Asian stock markets are mostly higher on Wednesday following the positive cues overnight from Wall Street on upbeat economic data and on hopes of more stimulus measures. Nevertheless, investors remained cautious due to a surge in the number of coronavirus cases in the U.S.
The Australian market drifted lower after a positive start.
The benchmark S&P/ASX 200 Index is down 6.00 points or 0.10 percent to 5,948.40, after touching a high of 5,989.40 earlier. The broader All Ordinaries Index is also down 6.00 points or 0.10 percent to 6,063.30. Australian stocks closed modestly higher on Tuesday.
Oil stocks are mostly lower after crude oil prices declined overnight. Oil Search is lower by more than 1 percent and Woodside Petroleum is down 0.2 percent, while Santos is adding 0.4 percent.
Among the major miners, Fortescue Metals is higher by 0.6 percent, BHP is adding 0.5 percent and Rio Tinto is up 0.3 percent.
The big four banks – Westpac, National Australia Bank, Commonwealth Bank and ANZ Banking – are rising in a range of 0.2 percent to 0.3 percent.
Shareholders of internet provider TPG Telecom are scheduled to vote today on the company’s proposed merger with Vodafone Hutchison Australia at an extraordinary general meeting. TPG Telecom’s shares are higher by 0.7 percent.
In the currency market, the Australian dollar is higher against the U.S. dollar on Wednesday. The local unit was quoted at $0.6928, compared to $0.6909 on Tuesday.
The Japanese market is rising following the gains on Wall Street. Nevertheless, investors remain cautious and the safe-haven yen strengthened due to the rising number of coronavirus cases in the U.S.
The benchmark Nikkei 225 Index is adding 93.78 points or 0.42 percent to 22,642.83, after touching a high of 22,655.68 in early trades. Japanese shares closed higher on Tuesday.
Market heavyweight SoftBank Group is declining almost 2 percent, while Fast Retailing is advancing almost 2 percent.
The major exporters are mixed on a stronger yen. Panasonic is declining more than 1 percent and Canon is down 0.3 percent, while Sony is adding 0.5 percent and Mitsubishi Electric is unchanged.
In the tech space, Tokyo Electron is down 0.2 percent, while Advantest is edging up 0.1 percent. Among automakers, Toyota is advancing more than 1 percent, while Honda is lower by 0.4 percent each.
In the oil sector, Japan Petroleum is declining more than 1 percent and Inpex is down 0.6 percent after crude oil prices slipped overnight.
In economic news, Japan will see final April figures for its leading and coincident indexes today.
In the currency market, the U.S. dollar is trading in the mid 106 yen-range on Wednesday.
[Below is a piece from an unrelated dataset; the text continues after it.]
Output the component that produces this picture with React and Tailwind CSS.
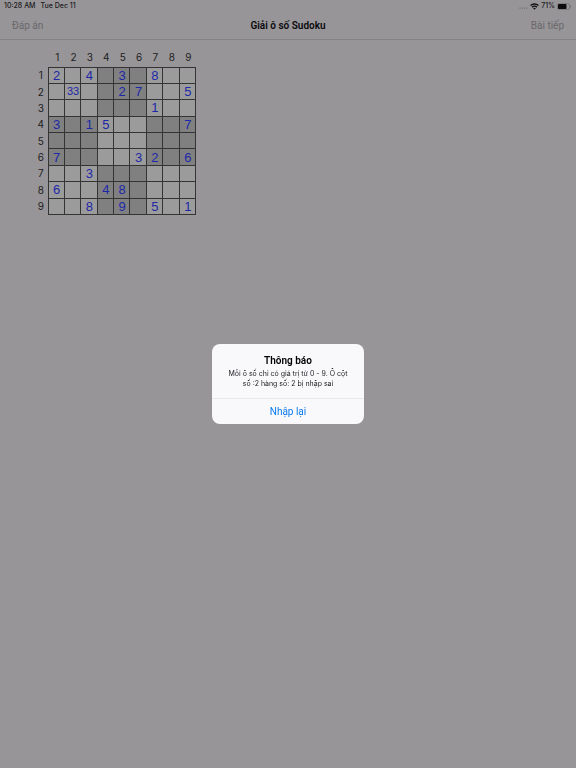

Elsewhere in Asia, South Korea and Indonesia are higher by more than 1 percent each, while New Zealand is advancing almost 1 percent and Taiwan is also rising. Meanwhile, Shanghai is edging higher. Singapore, Hong Kong and Malaysia are edging lower.
On Wall Street, stocks extended gains on Tuesday from the previous session after White House trade adviser Peter Navarro clarified his remarks about the U.S.-China trade deal, saying it was continuing in place. Trump also sought to reassure investors with a post on Twitter declaring the trade deal is “fully intact” and saying he hopes China will “continue to live up to the terms of the Agreement!” Further, stocks benefited from upbeat economic data out of Europe, with a reading on private sector activity jumping to 47.5 in June from 31.9 in May.
The Nasdaq advanced 74.89 points or 0.7 percent to 10,131.37, while the Dow climbed 131.14 points or 0.5 percent to 26,156.10 and the S&P 500 rose 13.43 points or 0.4 percent to 3,131.29.
The major European markets also showed strong moves to the upside on Tuesday. While the German DAX Index spiked by 2.1 percent, the French CAC 40 Index and the U.K.’s FTSE 100 Index jumped by 1.4 percent and 1.2 percent, respectively.
Crude oil prices edged lower on Tuesday, giving up early gains, as worries about energy demand resurfaced amid reports showing a sharp surge in coronavirus cases across several states in America. WTI crude for August ended down $0.36 or about 0.9 percent at $40.37 a barrel.